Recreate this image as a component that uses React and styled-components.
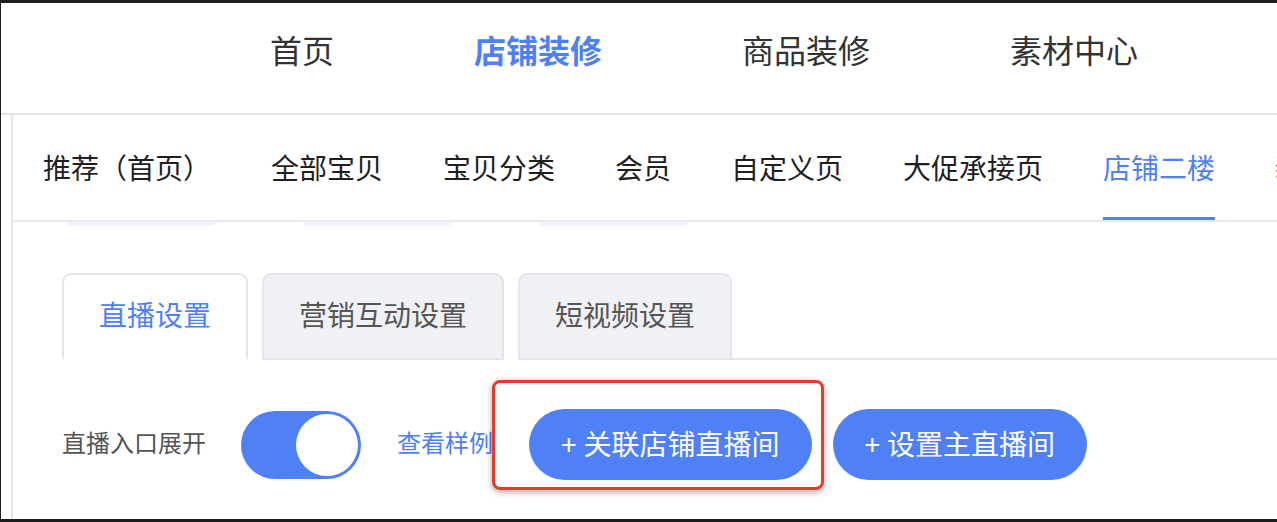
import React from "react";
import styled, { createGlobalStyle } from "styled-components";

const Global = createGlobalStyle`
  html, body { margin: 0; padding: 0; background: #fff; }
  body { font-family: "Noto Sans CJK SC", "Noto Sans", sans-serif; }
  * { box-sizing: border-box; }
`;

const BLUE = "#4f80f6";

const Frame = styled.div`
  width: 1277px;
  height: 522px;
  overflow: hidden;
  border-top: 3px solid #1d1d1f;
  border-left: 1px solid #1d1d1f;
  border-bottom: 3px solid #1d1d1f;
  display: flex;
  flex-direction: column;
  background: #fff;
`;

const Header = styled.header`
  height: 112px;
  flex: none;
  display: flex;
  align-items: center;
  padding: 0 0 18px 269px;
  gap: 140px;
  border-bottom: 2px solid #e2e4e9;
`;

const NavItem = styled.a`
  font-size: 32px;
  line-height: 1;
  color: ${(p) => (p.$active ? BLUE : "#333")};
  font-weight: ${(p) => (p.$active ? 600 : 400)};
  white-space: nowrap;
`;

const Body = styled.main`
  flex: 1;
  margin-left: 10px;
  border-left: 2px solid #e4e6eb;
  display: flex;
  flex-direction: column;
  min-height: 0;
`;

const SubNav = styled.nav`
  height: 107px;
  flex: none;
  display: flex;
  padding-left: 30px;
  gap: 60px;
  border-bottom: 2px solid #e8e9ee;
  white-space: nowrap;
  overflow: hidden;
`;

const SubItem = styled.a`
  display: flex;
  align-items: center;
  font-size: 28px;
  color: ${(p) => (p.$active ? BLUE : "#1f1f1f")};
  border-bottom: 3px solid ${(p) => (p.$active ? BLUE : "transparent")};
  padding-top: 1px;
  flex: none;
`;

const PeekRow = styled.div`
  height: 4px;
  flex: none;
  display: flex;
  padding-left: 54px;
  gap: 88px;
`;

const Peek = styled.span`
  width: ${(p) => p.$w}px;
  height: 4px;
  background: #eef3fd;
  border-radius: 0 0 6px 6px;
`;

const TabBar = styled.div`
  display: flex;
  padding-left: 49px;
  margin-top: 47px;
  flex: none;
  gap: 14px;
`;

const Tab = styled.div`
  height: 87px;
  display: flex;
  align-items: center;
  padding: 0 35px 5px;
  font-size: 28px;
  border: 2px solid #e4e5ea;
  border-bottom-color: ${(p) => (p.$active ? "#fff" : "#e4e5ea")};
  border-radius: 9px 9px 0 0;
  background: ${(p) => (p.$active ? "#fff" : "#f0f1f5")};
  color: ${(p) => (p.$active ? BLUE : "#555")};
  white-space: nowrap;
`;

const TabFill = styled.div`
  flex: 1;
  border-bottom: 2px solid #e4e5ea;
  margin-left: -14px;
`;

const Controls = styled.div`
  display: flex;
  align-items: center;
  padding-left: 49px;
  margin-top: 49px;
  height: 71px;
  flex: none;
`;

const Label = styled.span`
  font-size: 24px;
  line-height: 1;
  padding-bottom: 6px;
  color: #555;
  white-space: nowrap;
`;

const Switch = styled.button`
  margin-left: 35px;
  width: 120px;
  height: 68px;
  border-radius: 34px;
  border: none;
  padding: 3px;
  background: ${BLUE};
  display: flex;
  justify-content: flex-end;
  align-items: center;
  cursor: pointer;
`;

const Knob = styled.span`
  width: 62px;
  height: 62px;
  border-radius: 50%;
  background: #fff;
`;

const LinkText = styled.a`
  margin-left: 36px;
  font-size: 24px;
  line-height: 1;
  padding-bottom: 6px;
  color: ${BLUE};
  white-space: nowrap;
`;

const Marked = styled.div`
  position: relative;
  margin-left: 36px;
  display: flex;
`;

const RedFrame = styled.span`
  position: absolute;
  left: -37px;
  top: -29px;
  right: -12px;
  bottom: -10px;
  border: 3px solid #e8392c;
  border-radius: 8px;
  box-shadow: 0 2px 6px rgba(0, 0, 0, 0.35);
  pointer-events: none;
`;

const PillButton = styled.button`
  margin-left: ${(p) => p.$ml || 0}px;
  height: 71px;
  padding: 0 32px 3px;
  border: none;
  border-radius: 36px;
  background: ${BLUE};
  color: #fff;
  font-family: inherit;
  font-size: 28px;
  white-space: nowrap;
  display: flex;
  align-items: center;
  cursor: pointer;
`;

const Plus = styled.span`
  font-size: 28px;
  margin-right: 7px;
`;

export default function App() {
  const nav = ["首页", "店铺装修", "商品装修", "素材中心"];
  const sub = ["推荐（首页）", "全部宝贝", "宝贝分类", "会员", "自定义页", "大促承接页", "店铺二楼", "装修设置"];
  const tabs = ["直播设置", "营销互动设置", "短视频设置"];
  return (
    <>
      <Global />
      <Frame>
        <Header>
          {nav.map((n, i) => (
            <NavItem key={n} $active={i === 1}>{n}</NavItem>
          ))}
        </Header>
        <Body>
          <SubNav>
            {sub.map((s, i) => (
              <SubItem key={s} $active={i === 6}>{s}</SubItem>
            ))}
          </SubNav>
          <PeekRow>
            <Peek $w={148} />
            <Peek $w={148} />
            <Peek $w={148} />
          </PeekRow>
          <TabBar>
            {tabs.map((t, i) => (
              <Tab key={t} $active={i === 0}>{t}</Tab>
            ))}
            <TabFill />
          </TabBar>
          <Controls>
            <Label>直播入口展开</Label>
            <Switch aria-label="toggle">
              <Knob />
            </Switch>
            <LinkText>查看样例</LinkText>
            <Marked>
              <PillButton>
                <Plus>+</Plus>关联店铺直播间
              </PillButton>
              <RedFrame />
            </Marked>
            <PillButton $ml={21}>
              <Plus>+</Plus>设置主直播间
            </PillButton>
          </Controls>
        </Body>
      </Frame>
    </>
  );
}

◇ ◇ ◇ ◇ ◇

→ Exercise
Among the lines of the data, identify those with the word "React". Copy each of them.

→ Written solution
Recreate this image as a component that uses React and styled-components.
import React from "react";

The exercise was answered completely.